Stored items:
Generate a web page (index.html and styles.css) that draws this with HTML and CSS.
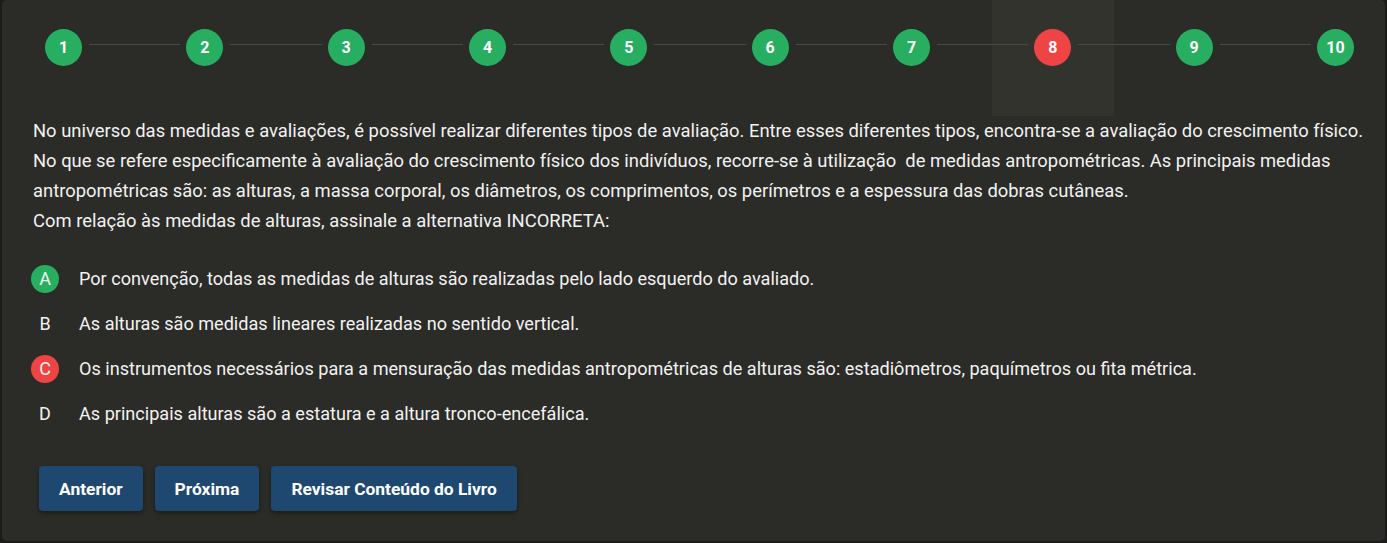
FILE: index.html
```html
<!DOCTYPE html>
<html lang="pt">
<head>
<meta charset="utf-8">
<link rel="stylesheet" href="styles.css">
</head>
<body>
<div class="card">
  <div class="stepper">
    <div class="step done">1</div><div class="line"></div>
    <div class="step done">2</div><div class="line"></div>
    <div class="step done">3</div><div class="line"></div>
    <div class="step done">4</div><div class="line"></div>
    <div class="step done">5</div><div class="line"></div>
    <div class="step done">6</div><div class="line"></div>
    <div class="step done">7</div><div class="line"></div>
    <div class="step wrong current">8</div><div class="line"></div>
    <div class="step done">9</div><div class="line"></div>
    <div class="step done">10</div>
  </div>
  <p class="question">No universo das medidas e avaliações, é possível realizar diferentes tipos de avaliação. Entre esses diferentes tipos, encontra-se a avaliação do crescimento físico.<br>No que se refere especificamente à avaliação do crescimento físico dos indivíduos, recorre-se à utilização&nbsp; de medidas antropométricas. As principais medidas antropométricas são: as alturas, a massa corporal, os diâmetros, os comprimentos, os perímetros e a espessura das dobras cutâneas.<br>Com relação às medidas de alturas, assinale a alternativa INCORRETA:</p>
  <ul class="options">
    <li class="option"><span class="letter correct">A</span><span class="text">Por convenção, todas as medidas de alturas são realizadas pelo lado esquerdo do avaliado.</span></li>
    <li class="option"><span class="letter">B</span><span class="text">As alturas são medidas lineares realizadas no sentido vertical.</span></li>
    <li class="option"><span class="letter incorrect">C</span><span class="text">Os instrumentos necessários para a mensuração das medidas antropométricas de alturas são: estadiômetros, paquímetros ou fita métrica.</span></li>
    <li class="option"><span class="letter">D</span><span class="text">As principais alturas são a estatura e a altura tronco-encefálica.</span></li>
  </ul>
  <div class="actions">
    <button class="btn">Anterior</button>
    <button class="btn">Próxima</button>
    <button class="btn">Revisar Conteúdo do Livro</button>
  </div>
</div>
</body>
</html>
```
FILE: styles.css
```css
html, body {
  margin: 0;
  padding: 0;
  background: #1c1c1a;
}
body {
  font-family: Roboto, "Liberation Sans", sans-serif;
  color: #f2f2f2;
}
.card {
  position: relative;
  z-index: 0;
  margin-left: 2px;
  width: 1383px;
  height: 541px;
  background: #2b2b27;
  border-radius: 5px;
  box-sizing: border-box;
  overflow: hidden;
}
.stepper {
  display: flex;
  align-items: flex-start;
  height: 116px;
  padding: 29px 31px 0 43px;
  box-sizing: border-box;
}
.step {
  position: relative;
  width: 37px;
  height: 37px;
  flex: 0 0 37px;
  border-radius: 50%;
  display: flex;
  align-items: center;
  justify-content: center;
  font-weight: 700;
  font-size: 16px;
  color: #fff;
}
.step.done { background: #27ae60; }
.step.wrong { background: #ef4444; }
.step.current::before {
  content: "";
  position: absolute;
  left: -42px;
  top: -29px;
  width: 122px;
  height: 116px;
  background: #33332e;
  z-index: -1;
}
.line {
  flex: 1;
  height: 1px;
  margin: 15px 6px 0 7px;
  background: #4a4a45;
  position: relative;
}
.question {
  margin: 0;
  padding: 0 10px 0 31px;
  font-size: 18.4px;
  line-height: 30px;
}
.options {
  list-style: none;
  margin: 20px 0 0;
  padding: 0 0 0 29px;
}
.option {
  display: flex;
  align-items: center;
  height: 45px;
  font-size: 18.1px;
}
.letter {
  width: 28px;
  height: 28px;
  border-radius: 50%;
  display: flex;
  align-items: center;
  justify-content: center;
  margin-right: 20px;
  font-size: 18px;
}
.letter.correct { background: #27ae60; }
.letter.incorrect { background: #ef4444; }
.actions {
  display: flex;
  gap: 12px;
  margin-top: 30px;
  padding-left: 37px;
}
.btn {
  height: 45px;
  padding: 0 20px;
  border: none;
  border-radius: 4px;
  background: #1f4870;
  color: #fff;
  font-family: Roboto, "Liberation Sans", sans-serif;
  font-weight: 700;
  font-size: 17.4px;
  box-shadow: 0 2px 4px rgba(0,0,0,0.4);
}
```
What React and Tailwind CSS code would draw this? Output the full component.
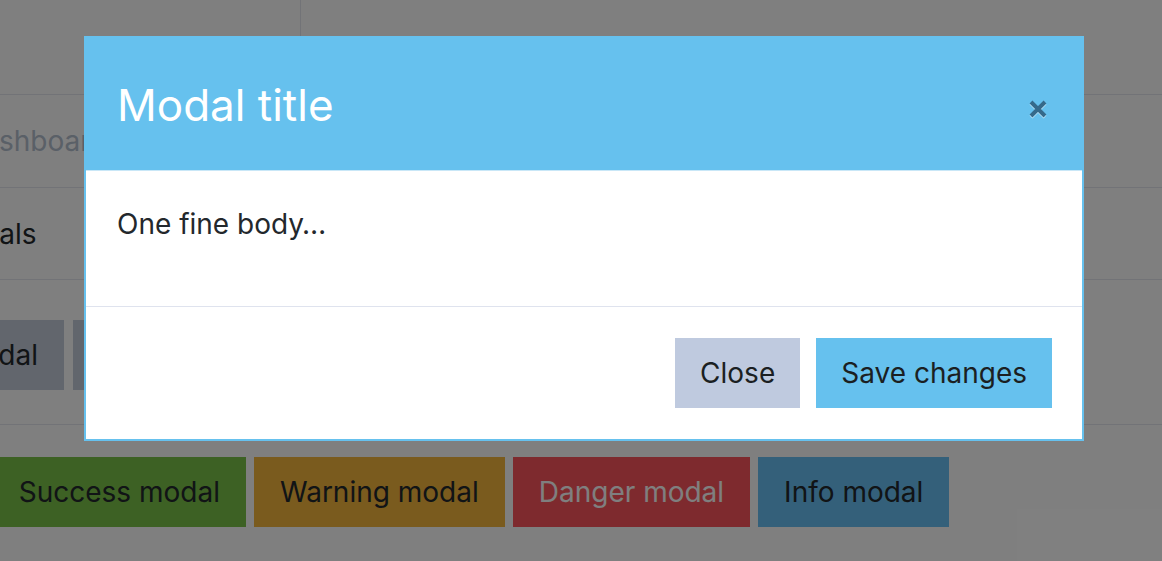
export default function App() {
  const font = { fontFamily: "Inter, 'Noto Sans', sans-serif" };

  return (
    <div className="relative w-[1162px] h-[561px] overflow-hidden bg-white text-[#23282c]" style={font}>
      {/* page behind the backdrop */}
      <div className="flex flex-col">
        <div className="h-[95px] border-b border-[#e4e7ef] flex">
          <div className="w-[301px] h-full border-r border-[#e4e7ef]" />
        </div>
        <div className="h-[93px] border-b border-[#e4e7ef] flex items-center">
          <span className="-ml-[37px] text-[28px] text-[#b4c0cf] whitespace-nowrap">Dashboard</span>
        </div>
        <div className="h-[92px] border-b border-[#e4e7ef] flex items-center">
          <span className="-ml-[60px] text-[28px] whitespace-nowrap">Modals</span>
        </div>
        <div className="h-[145px] border-b border-[#e4e7ef] pt-[40px] flex gap-[9px]">
          <div className="w-[64px] h-[70px] overflow-hidden flex justify-end shrink-0">
            <div className="shrink-0 h-[70px] px-[26px] flex items-center bg-[#c4ccda] text-[28px] whitespace-nowrap">
              Launch demo modal
            </div>
          </div>
          <div className="shrink-0 h-[70px] px-[26px] flex items-center bg-[#c4ccda] text-[28px] whitespace-nowrap">
            Launch large modal
          </div>
        </div>
        <div className="pt-[32px] flex gap-[8px]">
          <div className="w-[246px] h-[70px] overflow-hidden flex justify-end shrink-0">
            <div className="shrink-0 h-[70px] px-[26px] flex items-center bg-[#7ac248] text-[28px] whitespace-nowrap">
              Success modal
            </div>
          </div>
          <div className="shrink-0 h-[70px] px-[26px] flex items-center bg-[#f4b63c] text-[28px] whitespace-nowrap">
            Warning modal
          </div>
          <div className="shrink-0 h-[70px] px-[26px] flex items-center bg-[#fc545c] text-white text-[28px] whitespace-nowrap">
            Danger modal
          </div>
          <div className="shrink-0 h-[70px] px-[26px] flex items-center bg-[#68c0f4] text-[28px] whitespace-nowrap">
            Info modal
          </div>
        </div>
      </div>

      {/* backdrop */}
      <div className="absolute inset-0 bg-black/50" />

      {/* modal */}
      <div className="absolute inset-0 pt-[36px] pl-[84px]">
        <div className="w-[1000px] border-2 border-[#66c1ee] bg-white">
          <div className="h-[133px] bg-[#66c1ee] border-b border-[#c9e7f7] pl-[31px] pr-[33px] flex items-center justify-between">
            <h5 className="text-[44px] text-white font-normal leading-none pt-[2px]">Modal title</h5>
            <button className="w-[22px] h-[22px] mt-[9px] flex items-center justify-center">
              <svg width="22" height="22" viewBox="0 0 22 22">
                <path d="M4 5 L18 19 M18 5 L4 19" stroke="#ffffff" strokeOpacity="0.6" strokeWidth="4" />
                <path d="M4 4 L18 18 M18 4 L4 18" stroke="#356a8b" strokeWidth="4" />
              </svg>
            </button>
          </div>
          <div className="h-[136px] border-b border-[#dfe3ee] px-[31px] pt-[32px]">
            <p className="text-[28px] leading-[42px] text-[#23282c]">One fine body…</p>
          </div>
          <div className="h-[132px] pt-[31px] pr-[30px] flex justify-end gap-[16px]">
            <button className="h-[70px] px-[25px] bg-[#bfcadf] text-[28px] text-[#1b1f22]">Close</button>
            <button className="h-[70px] px-[25px] bg-[#66c1ee] text-[28px] text-[#1b1f22]">Save changes</button>
          </div>
        </div>
      </div>
    </div>
  );
}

Prompt: Reproduce every record above exactly, but leave out the pictures.

Response to the task:
Generate a web page (index.html and styles.css) that draws this with HTML and CSS.
FILE: index.html
```html
<!DOCTYPE html>
<html lang="pt">
<head>
<meta charset="utf-8">
<link rel="stylesheet" href="styles.css">
</head>
<body>
<div class="card">
  <div class="stepper">
    <div class="step done">1</div><div class="line"></div>
    <div class="step done">2</div><div class="line"></div>
    <div class="step done">3</div><div class="line"></div>
    <div class="step done">4</div><div class="line"></div>
    <div class="step done">5</div><div class="line"></div>
    <div class="step done">6</div><div class="line"></div>
    <div class="step done">7</div><div class="line"></div>
    <div class="step wrong current">8</div><div class="line"></div>
    <div class="step done">9</div><div class="line"></div>
    <div class="step done">10</div>
  </div>
  <p class="question">No universo das medidas e avaliações, é possível realizar diferentes tipos de avaliação. Entre esses diferentes tipos, encontra-se a avaliação do crescimento físico.<br>No que se refere especificamente à avaliação do crescimento físico dos indivíduos, recorre-se à utilização&nbsp; de medidas antropométricas. As principais medidas antropométricas são: as alturas, a massa corporal, os diâmetros, os comprimentos, os perímetros e a espessura das dobras cutâneas.<br>Com relação às medidas de alturas, assinale a alternativa INCORRETA:</p>
  <ul class="options">
    <li class="option"><span class="letter correct">A</span><span class="text">Por convenção, todas as medidas de alturas são realizadas pelo lado esquerdo do avaliado.</span></li>
    <li class="option"><span class="letter">B</span><span class="text">As alturas são medidas lineares realizadas no sentido vertical.</span></li>
    <li class="option"><span class="letter incorrect">C</span><span class="text">Os instrumentos necessários para a mensuração das medidas antropométricas de alturas são: estadiômetros, paquímetros ou fita métrica.</span></li>
    <li class="option"><span class="letter">D</span><span class="text">As principais alturas são a estatura e a altura tronco-encefálica.</span></li>
  </ul>
  <div class="actions">
    <button class="btn">Anterior</button>
    <button class="btn">Próxima</button>
    <button class="btn">Revisar Conteúdo do Livro</button>
  </div>
</div>
</body>
</html>
```
FILE: styles.css
```css
html, body {
  margin: 0;
  padding: 0;
  background: #1c1c1a;
}
body {
  font-family: Roboto, "Liberation Sans", sans-serif;
  color: #f2f2f2;
}
.card {
  position: relative;
  z-index: 0;
  margin-left: 2px;
  width: 1383px;
  height: 541px;
  background: #2b2b27;
  border-radius: 5px;
  box-sizing: border-box;
  overflow: hidden;
}
.stepper {
  display: flex;
  align-items: flex-start;
  height: 116px;
  padding: 29px 31px 0 43px;
  box-sizing: border-box;
}
.step {
  position: relative;
  width: 37px;
  height: 37px;
  flex: 0 0 37px;
  border-radius: 50%;
  display: flex;
  align-items: center;
  justify-content: center;
  font-weight: 700;
  font-size: 16px;
  color: #fff;
}
.step.done { background: #27ae60; }
.step.wrong { background: #ef4444; }
.step.current::before {
  content: "";
  position: absolute;
  left: -42px;
  top: -29px;
  width: 122px;
  height: 116px;
  background: #33332e;
  z-index: -1;
}
.line {
  flex: 1;
  height: 1px;
  margin: 15px 6px 0 7px;
  background: #4a4a45;
  position: relative;
}
.question {
  margin: 0;
  padding: 0 10px 0 31px;
  font-size: 18.4px;
  line-height: 30px;
}
.options {
  list-style: none;
  margin: 20px 0 0;
  padding: 0 0 0 29px;
}
.option {
  display: flex;
  align-items: center;
  height: 45px;
  font-size: 18.1px;
}
.letter {
  width: 28px;
  height: 28px;
  border-radius: 50%;
  display: flex;
  align-items: center;
  justify-content: center;
  margin-right: 20px;
  font-size: 18px;
}
.letter.correct { background: #27ae60; }
.letter.incorrect { background: #ef4444; }
.actions {
  display: flex;
  gap: 12px;
  margin-top: 30px;
  padding-left: 37px;
}
.btn {
  height: 45px;
  padding: 0 20px;
  border: none;
  border-radius: 4px;
  background: #1f4870;
  color: #fff;
  font-family: Roboto, "Liberation Sans", sans-serif;
  font-weight: 700;
  font-size: 17.4px;
  box-shadow: 0 2px 4px rgba(0,0,0,0.4);
}
```
What React and Tailwind CSS code would draw this? Output the full component.
export default function App() {
  const font = { fontFamily: "Inter, 'Noto Sans', sans-serif" };

  return (
    <div className="relative w-[1162px] h-[561px] overflow-hidden bg-white text-[#23282c]" style={font}>
      {/* page behind the backdrop */}
      <div className="flex flex-col">
        <div className="h-[95px] border-b border-[#e4e7ef] flex">
          <div className="w-[301px] h-full border-r border-[#e4e7ef]" />
        </div>
        <div className="h-[93px] border-b border-[#e4e7ef] flex items-center">
          <span className="-ml-[37px] text-[28px] text-[#b4c0cf] whitespace-nowrap">Dashboard</span>
        </div>
        <div className="h-[92px] border-b border-[#e4e7ef] flex items-center">
          <span className="-ml-[60px] text-[28px] whitespace-nowrap">Modals</span>
        </div>
        <div className="h-[145px] border-b border-[#e4e7ef] pt-[40px] flex gap-[9px]">
          <div className="w-[64px] h-[70px] overflow-hidden flex justify-end shrink-0">
            <div className="shrink-0 h-[70px] px-[26px] flex items-center bg-[#c4ccda] text-[28px] whitespace-nowrap">
              Launch demo modal
            </div>
          </div>
          <div className="shrink-0 h-[70px] px-[26px] flex items-center bg-[#c4ccda] text-[28px] whitespace-nowrap">
            Launch large modal
          </div>
        </div>
        <div className="pt-[32px] flex gap-[8px]">
          <div className="w-[246px] h-[70px] overflow-hidden flex justify-end shrink-0">
            <div className="shrink-0 h-[70px] px-[26px] flex items-center bg-[#7ac248] text-[28px] whitespace-nowrap">
              Success modal
            </div>
          </div>
          <div className="shrink-0 h-[70px] px-[26px] flex items-center bg-[#f4b63c] text-[28px] whitespace-nowrap">
            Warning modal
          </div>
          <div className="shrink-0 h-[70px] px-[26px] flex items-center bg-[#fc545c] text-white text-[28px] whitespace-nowrap">
            Danger modal
          </div>
          <div className="shrink-0 h-[70px] px-[26px] flex items-center bg-[#68c0f4] text-[28px] whitespace-nowrap">
            Info modal
          </div>
        </div>
      </div>

      {/* backdrop */}
      <div className="absolute inset-0 bg-black/50" />

      {/* modal */}
      <div className="absolute inset-0 pt-[36px] pl-[84px]">
        <div className="w-[1000px] border-2 border-[#66c1ee] bg-white">
          <div className="h-[133px] bg-[#66c1ee] border-b border-[#c9e7f7] pl-[31px] pr-[33px] flex items-center justify-between">
            <h5 className="text-[44px] text-white font-normal leading-none pt-[2px]">Modal title</h5>
            <button className="w-[22px] h-[22px] mt-[9px] flex items-center justify-center">
              <svg width="22" height="22" viewBox="0 0 22 22">
                <path d="M4 5 L18 19 M18 5 L4 19" stroke="#ffffff" strokeOpacity="0.6" strokeWidth="4" />
                <path d="M4 4 L18 18 M18 4 L4 18" stroke="#356a8b" strokeWidth="4" />
              </svg>
            </button>
          </div>
          <div className="h-[136px] border-b border-[#dfe3ee] px-[31px] pt-[32px]">
            <p className="text-[28px] leading-[42px] text-[#23282c]">One fine body…</p>
          </div>
          <div className="h-[132px] pt-[31px] pr-[30px] flex justify-end gap-[16px]">
            <button className="h-[70px] px-[25px] bg-[#bfcadf] text-[28px] text-[#1b1f22]">Close</button>
            <button className="h-[70px] px-[25px] bg-[#66c1ee] text-[28px] text-[#1b1f22]">Save changes</button>
          </div>
        </div>
      </div>
    </div>
  );
}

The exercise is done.